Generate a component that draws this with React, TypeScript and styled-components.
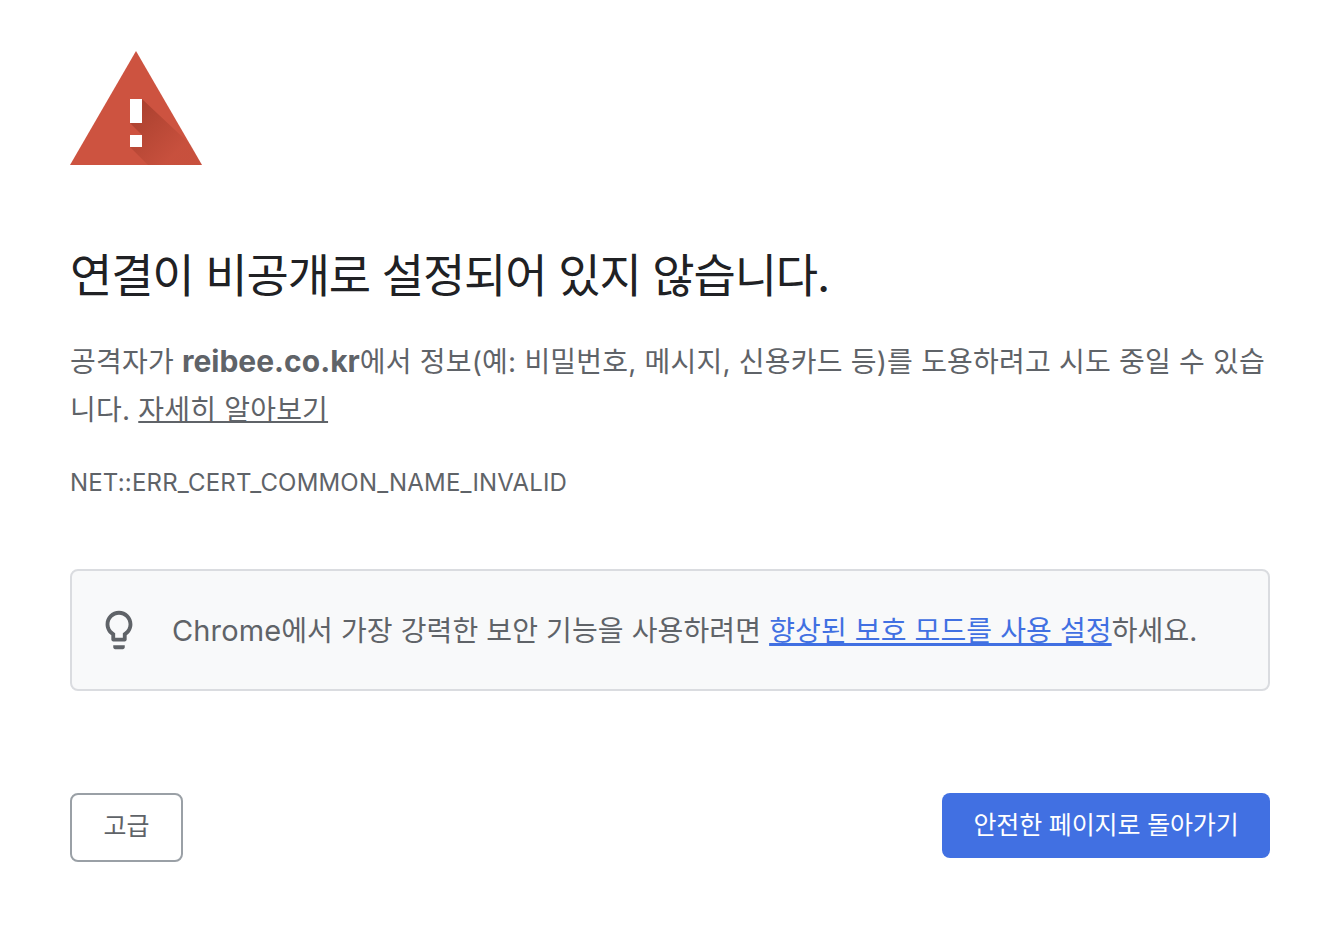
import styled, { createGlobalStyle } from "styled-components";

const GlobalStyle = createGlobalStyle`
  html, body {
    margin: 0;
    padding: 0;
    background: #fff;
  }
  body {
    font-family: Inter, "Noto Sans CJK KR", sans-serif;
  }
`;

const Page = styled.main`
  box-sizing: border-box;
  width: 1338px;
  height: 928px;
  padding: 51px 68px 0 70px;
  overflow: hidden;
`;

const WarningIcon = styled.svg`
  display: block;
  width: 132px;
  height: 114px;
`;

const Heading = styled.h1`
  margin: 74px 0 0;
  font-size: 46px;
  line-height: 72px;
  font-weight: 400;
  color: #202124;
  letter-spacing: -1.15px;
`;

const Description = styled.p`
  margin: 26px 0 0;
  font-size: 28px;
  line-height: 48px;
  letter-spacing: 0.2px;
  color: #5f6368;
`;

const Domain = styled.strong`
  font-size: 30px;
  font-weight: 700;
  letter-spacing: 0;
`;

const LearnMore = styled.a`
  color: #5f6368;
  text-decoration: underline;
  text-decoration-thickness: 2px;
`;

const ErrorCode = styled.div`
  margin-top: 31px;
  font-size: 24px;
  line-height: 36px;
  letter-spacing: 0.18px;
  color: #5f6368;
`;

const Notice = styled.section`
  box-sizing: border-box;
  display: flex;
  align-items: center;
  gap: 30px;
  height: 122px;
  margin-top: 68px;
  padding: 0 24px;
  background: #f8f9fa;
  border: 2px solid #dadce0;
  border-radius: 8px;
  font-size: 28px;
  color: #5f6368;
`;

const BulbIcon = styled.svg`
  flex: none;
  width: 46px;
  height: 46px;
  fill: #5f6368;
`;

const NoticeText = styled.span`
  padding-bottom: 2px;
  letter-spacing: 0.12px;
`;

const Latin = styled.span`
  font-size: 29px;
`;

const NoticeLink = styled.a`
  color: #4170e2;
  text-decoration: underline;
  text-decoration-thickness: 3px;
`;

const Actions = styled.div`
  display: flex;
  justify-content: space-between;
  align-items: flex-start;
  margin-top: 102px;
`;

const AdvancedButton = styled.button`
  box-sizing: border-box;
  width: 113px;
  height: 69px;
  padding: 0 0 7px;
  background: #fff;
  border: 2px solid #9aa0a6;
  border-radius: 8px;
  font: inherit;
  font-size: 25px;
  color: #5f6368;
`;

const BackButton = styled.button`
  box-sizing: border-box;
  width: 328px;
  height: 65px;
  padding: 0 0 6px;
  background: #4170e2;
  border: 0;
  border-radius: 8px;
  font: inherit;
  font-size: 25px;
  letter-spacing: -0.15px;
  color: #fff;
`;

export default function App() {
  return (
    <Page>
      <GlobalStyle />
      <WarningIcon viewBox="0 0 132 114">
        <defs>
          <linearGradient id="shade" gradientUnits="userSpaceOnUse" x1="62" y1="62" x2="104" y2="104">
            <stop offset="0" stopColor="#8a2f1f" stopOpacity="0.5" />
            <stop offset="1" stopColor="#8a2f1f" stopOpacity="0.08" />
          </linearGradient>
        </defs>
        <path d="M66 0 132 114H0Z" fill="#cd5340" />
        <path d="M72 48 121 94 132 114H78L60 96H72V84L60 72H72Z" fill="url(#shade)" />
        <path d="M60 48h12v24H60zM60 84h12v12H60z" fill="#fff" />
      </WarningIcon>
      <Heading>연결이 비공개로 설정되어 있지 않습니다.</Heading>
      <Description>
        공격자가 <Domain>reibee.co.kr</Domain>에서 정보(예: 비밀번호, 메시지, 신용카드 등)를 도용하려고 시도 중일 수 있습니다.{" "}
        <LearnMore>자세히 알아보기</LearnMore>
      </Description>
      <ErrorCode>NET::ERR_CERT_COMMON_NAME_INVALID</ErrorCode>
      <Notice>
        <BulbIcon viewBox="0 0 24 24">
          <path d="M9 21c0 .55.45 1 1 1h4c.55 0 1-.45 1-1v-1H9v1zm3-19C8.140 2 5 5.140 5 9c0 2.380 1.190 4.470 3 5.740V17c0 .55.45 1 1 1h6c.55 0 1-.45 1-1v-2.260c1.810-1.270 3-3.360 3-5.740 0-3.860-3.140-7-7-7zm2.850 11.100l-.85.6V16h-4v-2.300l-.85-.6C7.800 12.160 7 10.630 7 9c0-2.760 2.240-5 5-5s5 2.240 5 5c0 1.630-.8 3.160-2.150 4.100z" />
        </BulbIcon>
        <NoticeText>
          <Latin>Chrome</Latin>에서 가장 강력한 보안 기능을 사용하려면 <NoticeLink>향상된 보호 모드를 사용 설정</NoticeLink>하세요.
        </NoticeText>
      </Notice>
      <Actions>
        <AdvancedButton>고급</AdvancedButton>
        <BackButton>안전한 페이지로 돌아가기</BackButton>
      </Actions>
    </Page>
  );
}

# # #

**Instruction**
Transcribe the material exactly, keeping every word and none of the pictures.

**Answer to the exercise**
Generate a component that draws this with React, TypeScript and styled-components.
import styled, { createGlobalStyle } from "styled-components";

const GlobalStyle = createGlobalStyle`
  html, body {
    margin: 0;
    padding: 0;
    background: #fff;
  }
  body {
    font-family: Inter, "Noto Sans CJK KR", sans-serif;
  }
`;

const Page = styled.main`
  box-sizing: border-box;
  width: 1338px;
  height: 928px;
  padding: 51px 68px 0 70px;
  overflow: hidden;
`;

const WarningIcon = styled.svg`
  display: block;
  width: 132px;
  height: 114px;
`;

const Heading = styled.h1`
  margin: 74px 0 0;
  font-size: 46px;
  line-height: 72px;
  font-weight: 400;
  color: #202124;
  letter-spacing: -1.15px;
`;

const Description = styled.p`
  margin: 26px 0 0;
  font-size: 28px;
  line-height: 48px;
  letter-spacing: 0.2px;
  color: #5f6368;
`;

const Domain = styled.strong`
  font-size: 30px;
  font-weight: 700;
  letter-spacing: 0;
`;

const LearnMore = styled.a`
  color: #5f6368;
  text-decoration: underline;
  text-decoration-thickness: 2px;
`;

const ErrorCode = styled.div`
  margin-top: 31px;
  font-size: 24px;
  line-height: 36px;
  letter-spacing: 0.18px;
  color: #5f6368;
`;

const Notice = styled.section`
  box-sizing: border-box;
  display: flex;
  align-items: center;
  gap: 30px;
  height: 122px;
  margin-top: 68px;
  padding: 0 24px;
  background: #f8f9fa;
  border: 2px solid #dadce0;
  border-radius: 8px;
  font-size: 28px;
  color: #5f6368;
`;

const BulbIcon = styled.svg`
  flex: none;
  width: 46px;
  height: 46px;
  fill: #5f6368;
`;

const NoticeText = styled.span`
  padding-bottom: 2px;
  letter-spacing: 0.12px;
`;

const Latin = styled.span`
  font-size: 29px;
`;

const NoticeLink = styled.a`
  color: #4170e2;
  text-decoration: underline;
  text-decoration-thickness: 3px;
`;

const Actions = styled.div`
  display: flex;
  justify-content: space-between;
  align-items: flex-start;
  margin-top: 102px;
`;

const AdvancedButton = styled.button`
  box-sizing: border-box;
  width: 113px;
  height: 69px;
  padding: 0 0 7px;
  background: #fff;
  border: 2px solid #9aa0a6;
  border-radius: 8px;
  font: inherit;
  font-size: 25px;
  color: #5f6368;
`;

const BackButton = styled.button`
  box-sizing: border-box;
  width: 328px;
  height: 65px;
  padding: 0 0 6px;
  background: #4170e2;
  border: 0;
  border-radius: 8px;
  font: inherit;
  font-size: 25px;
  letter-spacing: -0.15px;
  color: #fff;
`;

export default function App() {
  return (
    <Page>
      <GlobalStyle />
      <WarningIcon viewBox="0 0 132 114">
        <defs>
          <linearGradient id="shade" gradientUnits="userSpaceOnUse" x1="62" y1="62" x2="104" y2="104">
            <stop offset="0" stopColor="#8a2f1f" stopOpacity="0.5" />
            <stop offset="1" stopColor="#8a2f1f" stopOpacity="0.08" />
          </linearGradient>
        </defs>
        <path d="M66 0 132 114H0Z" fill="#cd5340" />
        <path d="M72 48 121 94 132 114H78L60 96H72V84L60 72H72Z" fill="url(#shade)" />
        <path d="M60 48h12v24H60zM60 84h12v12H60z" fill="#fff" />
      </WarningIcon>
      <Heading>연결이 비공개로 설정되어 있지 않습니다.</Heading>
      <Description>
        공격자가 <Domain>reibee.co.kr</Domain>에서 정보(예: 비밀번호, 메시지, 신용카드 등)를 도용하려고 시도 중일 수 있습니다.{" "}
        <LearnMore>자세히 알아보기</LearnMore>
      </Description>
      <ErrorCode>NET::ERR_CERT_COMMON_NAME_INVALID</ErrorCode>
      <Notice>
        <BulbIcon viewBox="0 0 24 24">
          <path d="M9 21c0 .55.45 1 1 1h4c.55 0 1-.45 1-1v-1H9v1zm3-19C8.140 2 5 5.140 5 9c0 2.380 1.190 4.470 3 5.740V17c0 .55.45 1 1 1h6c.55 0 1-.45 1-1v-2.260c1.810-1.270 3-3.360 3-5.740 0-3.860-3.140-7-7-7zm2.850 11.100l-.85.6V16h-4v-2.300l-.85-.6C7.800 12.160 7 10.630 7 9c0-2.760 2.240-5 5-5s5 2.240 5 5c0 1.630-.8 3.160-2.150 4.100z" />
        </BulbIcon>
        <NoticeText>
          <Latin>Chrome</Latin>에서 가장 강력한 보안 기능을 사용하려면 <NoticeLink>향상된 보호 모드를 사용 설정</NoticeLink>하세요.
        </NoticeText>
      </Notice>
      <Actions>
        <AdvancedButton>고급</AdvancedButton>
        <BackButton>안전한 페이지로 돌아가기</BackButton>
      </Actions>
    </Page>
  );
}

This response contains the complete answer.